Summary This assignment asks students to write a simple (yet surprising effective) handwriting recognizer using template-matching methods. Students can view the results of their recognition algorithms in a colorful user interface that they get to draw themselves.
Audience

This assignment is the capstone assignment in my honors CS1 course. It incorporates nearly every topic we discuss in the course, but is assigned as during the module on searching and sorting. My students are fairly pracitced in code-reading, API usage, file I/O, modularity, object-oriented programming, and unit testing prior to this assignment. Students with less practice in those areas (especially in code reading) may struggle with this assignment.

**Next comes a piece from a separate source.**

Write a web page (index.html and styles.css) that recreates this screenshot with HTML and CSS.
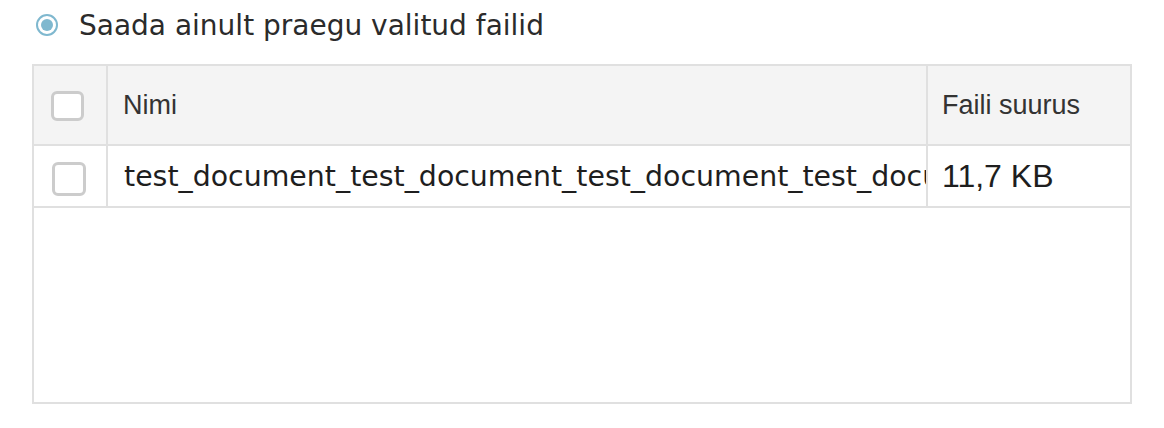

In my opinion, this project makes an excellent bookend to the semester, especially for the non-majors in my course and for those with little programming experience. My students start the course with "Hello, World" and console interaction and end the course with research-based, artificially intelligent handwriting recognition. I think this assignment illustrates the enormity of a student's growth trajectory, which is a great way to keep students hooked on computing.

Difficulty

Students found this assignment moderately difficult but also fun and rewarding. Much of the tedious work is done for the students, leaving them the interesting and gratifying tasks of performing recognition and drawing the graphics.

I gave my students one week (and about 15 hours of TA/instructor office hours) to complete the assignment. I think this was appropriate for my honors students, but I would likely lengthen the timeline to two weeks (or omit the drawing requirements) for courses with high concentrations of struggling students or courses with fewer student contact hours.

Topics The assignment focuses on searching, sorting with comparators, and computer graphics (drawing on a canvas), but touches many other topics: strings, arrays, loops, functions, objects, file I/O, unit testing, etc.
Strengths

The greatest strength of this assignment isn't the starter code, it's the idea and the preprocessed dataset. These items can be ported to nearly any language and output format (console ASCII, .txt file, image generation, interactive web app, etc.).

The recognition algorithm that students must write is rather simple to write, but takes time to conceptualize and design. The algorithm does not lend itself to a single-function architecture, so students get experience breaking up an algorithm into many cooperating functions.

Students get to work on the visualization before the algorithm, so when they complete the algorithm, they can see their results visually. The instant gratification of the visualization motivates students to get started.

Whether rendering graphically (as my students do), or simply outputting the sketches in ASCII, students can see the effectiveness of their searching and sorting algorithms clearly. It's easy to see when your algorithm is calibrated correctly and when it's not.

Students are provided a basic algorithm to implement, but are encouraged to experiment with the algorithm to improve its accuracy. Standard searching and sorting exercises lead to a single "right" answer, but the handwriting recognition domain gives students agency to iteratively tweak and improve their algorithms to achieve better results.

Weaknesses

My version of this assignment (in its current form) is what I call a pancake assignment - it's broad and delicous but not very deep. Students touch (and thus must understand) a lot of different pieces of the application, but don't author many from scratch. This is very reminiscent of industry (adding features to an existing application), but limits student practice of architectural design.

Generating new template files is a time-intensive process involving many mathematical transformations of a sketch's data (scaling, translating, interpolating, etc.). There are files provided for the lower-case English alphabet, but introducing a new family of shapes would be nontrivial. Adjusting the dataset would also require a recalibration of the various provided thresholds (bounding box, maximum distance to be "overlapping", etc.).

Dependencies

The starter code is written in Java, but the data files are saved in XML. The idea can easily be ported to just about any CS1-type language.

The starter code uses built-in Java libraries for graphics (Swing and AWT), so no special libraries are required. Because Swing and AWT are less-than pleasant to work with, though, the starter code provides basic GUI setup and functions for drawing text, points, lines, and rectangles.

Variants

The assignment could be adjusted to use ASCII rendering, rather than graphics. Check out example output of such a variant here. To produce this kind of output, students can use a 2-dimensional char array (perhaps 50 chars wide and 20 rows tall) can represent the coordinate plane. Students can initialize the array with space characters, then add difinitive characters for each point. Then, students can simply print the 2d char array to the console or to a file stream. Students would need to do some scaling of the data files, since all the provided sketches are scaled to 300x300, but the outputted results would still be recognizable.

The starter code could be extended to include a sketching canvas. This would allow students to sketch their own shapes and have these new shapes analyzed. I imagine students would find This incredibly engaging.

The process of creating new template files would make for an interesting exercise in mathematical transformations of sketch data (scaling, translation, interpolation, etc.), as well as in serialization methods.